Measuring the Air Quality Index

By Victor Chaney

In California, we’ve had a banner year for poor air quality with fires whose smoke has reached all the way to Michigan and fires from Oregon affecting the air quality here. There have been some days where the conditions were “unhealthy” and outdoor activities were limited.

Here’s a way to measure the Air Quality Index (AQI). I’ve made this as an extension to my Graphing Weather Station. Of course, you can extract the fundamental parts of my code and apply it to a small LCD display or a TFT display, and use a simpler Arduino. I find that seeing a graph over a period of time tells so much more than knowing the values for just a particular moment in time. I sometimes find surprises that have taken place when I wasn’t watching.

The standard for finding out the air quality is through the government at AirNow; www.airnow.gov. They use very expensive equipment which is labor intensive in its methods of measurement and not practical to use at home. A newer alternative is Purple Air; www2.purpleair.com. They make sensors that connect through the Internet to give readings that are very localized. While not as accurate as AirNow, the number of sensors is much greater, and may be more accurate for the average citizen unless you happen to be close to the government recording facility.

My measurements are based on the Adafruit Air Quality sensor (Adafruit #4632), made by Plantower (Figure 1).

Figure 1: The AQI sensor mounted on its drawer, and the housing next to it.

It’s very similar to the sensor used in Purple Air devices, and the readings I get correlate very closely with someone’s Purple Air sensor two blocks away. It uses lasers to measure the light scattered off the air particles in a chamber fed by a fan pulling in the outside air.

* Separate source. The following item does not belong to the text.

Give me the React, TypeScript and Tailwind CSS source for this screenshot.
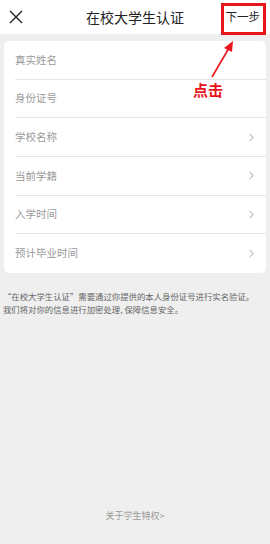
import { ChevronRight } from 'lucide-react';

const rows = [
  { label: '真实姓名', arrow: false },
  { label: '身份证号', arrow: false },
  { label: '学校名称', arrow: true },
  { label: '当前学籍', arrow: true },
  { label: '入学时间', arrow: true },
  { label: '预计毕业时间', arrow: true },
];

const font = { fontFamily: '"Noto Sans CJK SC", "Noto Sans", sans-serif' };

export default function App() {
  return (
    <div className="relative w-[270px] h-[544px] bg-[#efefef] flex flex-col overflow-hidden" style={font}>
      {/* header */}
      <div className="h-[34px] bg-white flex items-center px-[9px] relative shrink-0">
        <svg width="14" height="14" viewBox="0 0 14 14" className="text-[#222]">
          <path d="M1 1L13 13M13 1L1 13" stroke="currentColor" strokeWidth="1.4" fill="none" />
        </svg>
        <div className="absolute left-0 right-0 text-center text-[14px] text-[#222] leading-none pointer-events-none">
          在校大学生认证
        </div>
        <div className="ml-auto mr-px text-[11.5px] text-[#222] leading-none">下一步</div>
      </div>

      {/* form card */}
      <div className="mt-[7px] mx-[4px] bg-white rounded-[5px] pl-[11px]">
        {rows.map((r, i) => (
          <div
            key={r.label}
            className={`h-[38.67px] flex items-center pr-[8px] ${i < rows.length - 1 ? 'border-b border-[#e6e6e6]' : ''}`}
          >
            <span className="text-[10.5px] text-[#9a9a9a] leading-none">{r.label}</span>
            {r.arrow && <ChevronRight className="ml-auto text-[#707070]" size={13} strokeWidth={1.3} />}
          </div>
        ))}
      </div>

      <p className="mt-[17px] px-[3px] text-[8.4px] leading-[13px] text-[#666] whitespace-nowrap">
        “在校大学生认证”需要通过你提供的本人身份证号进行实名验证。
        <br />
        我们将对你的信息进行加密处理, 保障信息安全。
      </p>

      <div className="mt-auto mb-[22px] text-center text-[9px] text-[#999]">关于学生特权&gt;</div>

      {/* annotation overlay */}
      <div className="absolute left-[221px] top-[3px] w-[45px] h-[32px] border-[3px] border-[#e8161b]" />
      <svg className="absolute left-0 top-0" width="270" height="100">
        <line x1="212" y1="77" x2="229" y2="48" stroke="#e8161b" strokeWidth="1.6" />
        <polygon points="233,41 224,48 232,52" fill="#e8161b" />
      </svg>
      <div className="absolute left-[193px] top-[82px] text-[15px] font-bold text-[#e8161b] leading-none">点击</div>
    </div>
  );
}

It’s capable of measuring the air quality with a number of different parameters. I’m using the PM2.5 readings: micrograms of particles less than 2.5 microns in diameter per cubic meter of air. Larger particles are not as much a threat to our health since they can settle out of the air more easily and be filtered out more easily. Smaller particles are not usually present in quantities to threaten our health. Ozone and other chemical contaminants aren’t measured with this device, but particles of smoke and smog are of the largest concern to many of us.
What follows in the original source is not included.